■ **EXERCISE DESCRIPTION**
Restate the full listing word for word and leave the pictures out.

══════════

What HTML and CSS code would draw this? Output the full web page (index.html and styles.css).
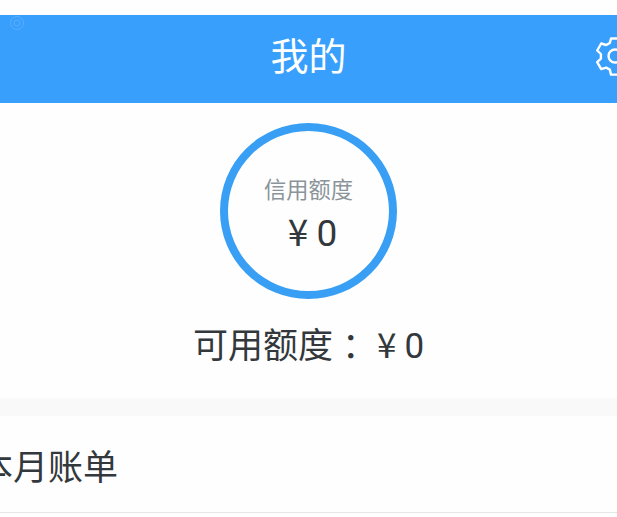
FILE: index.html
```html
<!DOCTYPE html>
<html lang="zh">
<head>
<meta charset="utf-8">
<title>我的</title>
<link rel="stylesheet" href="styles.css">
</head>
<body>
<div class="page">
  <header class="bar">
    <svg class="mark" viewBox="0 0 16 16" aria-hidden="true"><circle cx="8" cy="8" r="6.5"/><circle cx="8" cy="8" r="3"/></svg>
    <h1 class="title">我的</h1>
    <svg class="gear" viewBox="0 0 40 40" aria-hidden="true">
      <path d="M16 2.5h8l1.2 5 3.6 2 5-1.5 4 7-3.7 3.5v4.1l3.7 3.5-4 7-5-1.5-3.6 2-1.2 5h-8l-1.2-5-3.6-2-5 1.5-4-7 3.7-3.5V18l-3.7-3.5 4-7 5 1.5 3.6-2z"/>
      <circle cx="20" cy="20" r="6.5"/>
    </svg>
  </header>
  <section class="credit">
    <div class="ring">
      <div class="ring-label">信用额度</div>
      <div class="ring-value">¥<span class="num">0</span></div>
    </div>
    <div class="available">可用额度<span class="colon">：</span>¥<span class="num">0</span></div>
  </section>
  <div class="band"></div>
  <div class="row"><span class="row-text">本月账单</span></div>
</div>
</body>
</html>
```
FILE: styles.css
```css
* { box-sizing: border-box; }
html, body { margin: 0; height: 100%; overflow: hidden; background: #fff; }
body { font-family: "Noto Sans CJK SC", "Noto Sans", sans-serif; color: #33383c; }
.page { width: 617px; height: 517px; padding-top: 15px; overflow: hidden; background: #fefefe; }
.bar { position: relative; height: 88px; background: #389ffd; display: flex; align-items: center; justify-content: center; }
.title { margin: 0 0 10px; font-size: 38px; font-weight: 400; line-height: 1; color: #fff; }
.mark { position: absolute; left: 9px; top: 0; width: 16px; height: 16px; fill: none; stroke: #58aefd; stroke-width: 1; }
.gear { position: absolute; left: 595px; top: 21px; width: 40px; height: 40px; fill: none; stroke: #fff; stroke-width: 2.4; stroke-linejoin: round; }
.credit { height: 295px; padding-top: 20px; display: flex; flex-direction: column; align-items: center; }
.ring { width: 177px; height: 176px; border: 8px solid #389ff5; border-radius: 50%; display: flex; flex-direction: column; align-items: center; }
.ring-label { margin-top: 41px; font-size: 22.25px; line-height: 32px; color: #8a9499; }
.ring-value { margin-top: 4px; padding-left: 8px; font-size: 37px; line-height: 44px; color: #33383c; }
.num { margin-left: 8px; font-family: "Roboto", sans-serif; }
.available { margin-top: 20px; font-size: 35px; line-height: 48px; color: #33383c; }
.colon { margin-left: 9px; }
.band { height: 18px; background: #f9f9f9; }
.row { height: 97px; margin-left: -22px; width: 639px; padding-top: 23px; font-size: 35px; line-height: 52px; color: #33383c; border-bottom: 1px solid #e6e6e6; }
```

══════════

■ **EXERCISE RESULT**
What HTML and CSS code would draw this? Output the full web page (index.html and styles.css).
FILE: index.html
```html
<!DOCTYPE html>
<html lang="zh">
<head>
<meta charset="utf-8">
<title>我的</title>
<link rel="stylesheet" href="styles.css">
</head>
<body>
<div class="page">
  <header class="bar">
    <svg class="mark" viewBox="0 0 16 16" aria-hidden="true"><circle cx="8" cy="8" r="6.5"/><circle cx="8" cy="8" r="3"/></svg>
    <h1 class="title">我的</h1>
    <svg class="gear" viewBox="0 0 40 40" aria-hidden="true">
      <path d="M16 2.5h8l1.2 5 3.6 2 5-1.5 4 7-3.7 3.5v4.1l3.7 3.5-4 7-5-1.5-3.6 2-1.2 5h-8l-1.2-5-3.6-2-5 1.5-4-7 3.7-3.5V18l-3.7-3.5 4-7 5 1.5 3.6-2z"/>
      <circle cx="20" cy="20" r="6.5"/>
    </svg>
  </header>
  <section class="credit">
    <div class="ring">
      <div class="ring-label">信用额度</div>
      <div class="ring-value">¥<span class="num">0</span></div>
    </div>
    <div class="available">可用额度<span class="colon">：</span>¥<span class="num">0</span></div>
  </section>
  <div class="band"></div>
  <div class="row"><span class="row-text">本月账单</span></div>
</div>
</body>
</html>
```
FILE: styles.css
```css
* { box-sizing: border-box; }
html, body { margin: 0; height: 100%; overflow: hidden; background: #fff; }
body { font-family: "Noto Sans CJK SC", "Noto Sans", sans-serif; color: #33383c; }
.page { width: 617px; height: 517px; padding-top: 15px; overflow: hidden; background: #fefefe; }
.bar { position: relative; height: 88px; background: #389ffd; display: flex; align-items: center; justify-content: center; }
.title { margin: 0 0 10px; font-size: 38px; font-weight: 400; line-height: 1; color: #fff; }
.mark { position: absolute; left: 9px; top: 0; width: 16px; height: 16px; fill: none; stroke: #58aefd; stroke-width: 1; }
.gear { position: absolute; left: 595px; top: 21px; width: 40px; height: 40px; fill: none; stroke: #fff; stroke-width: 2.4; stroke-linejoin: round; }
.credit { height: 295px; padding-top: 20px; display: flex; flex-direction: column; align-items: center; }
.ring { width: 177px; height: 176px; border: 8px solid #389ff5; border-radius: 50%; display: flex; flex-direction: column; align-items: center; }
.ring-label { margin-top: 41px; font-size: 22.25px; line-height: 32px; color: #8a9499; }
.ring-value { margin-top: 4px; padding-left: 8px; font-size: 37px; line-height: 44px; color: #33383c; }
.num { margin-left: 8px; font-family: "Roboto", sans-serif; }
.available { margin-top: 20px; font-size: 35px; line-height: 48px; color: #33383c; }
.colon { margin-left: 9px; }
.band { height: 18px; background: #f9f9f9; }
.row { height: 97px; margin-left: -22px; width: 639px; padding-top: 23px; font-size: 35px; line-height: 52px; color: #33383c; border-bottom: 1px solid #e6e6e6; }
```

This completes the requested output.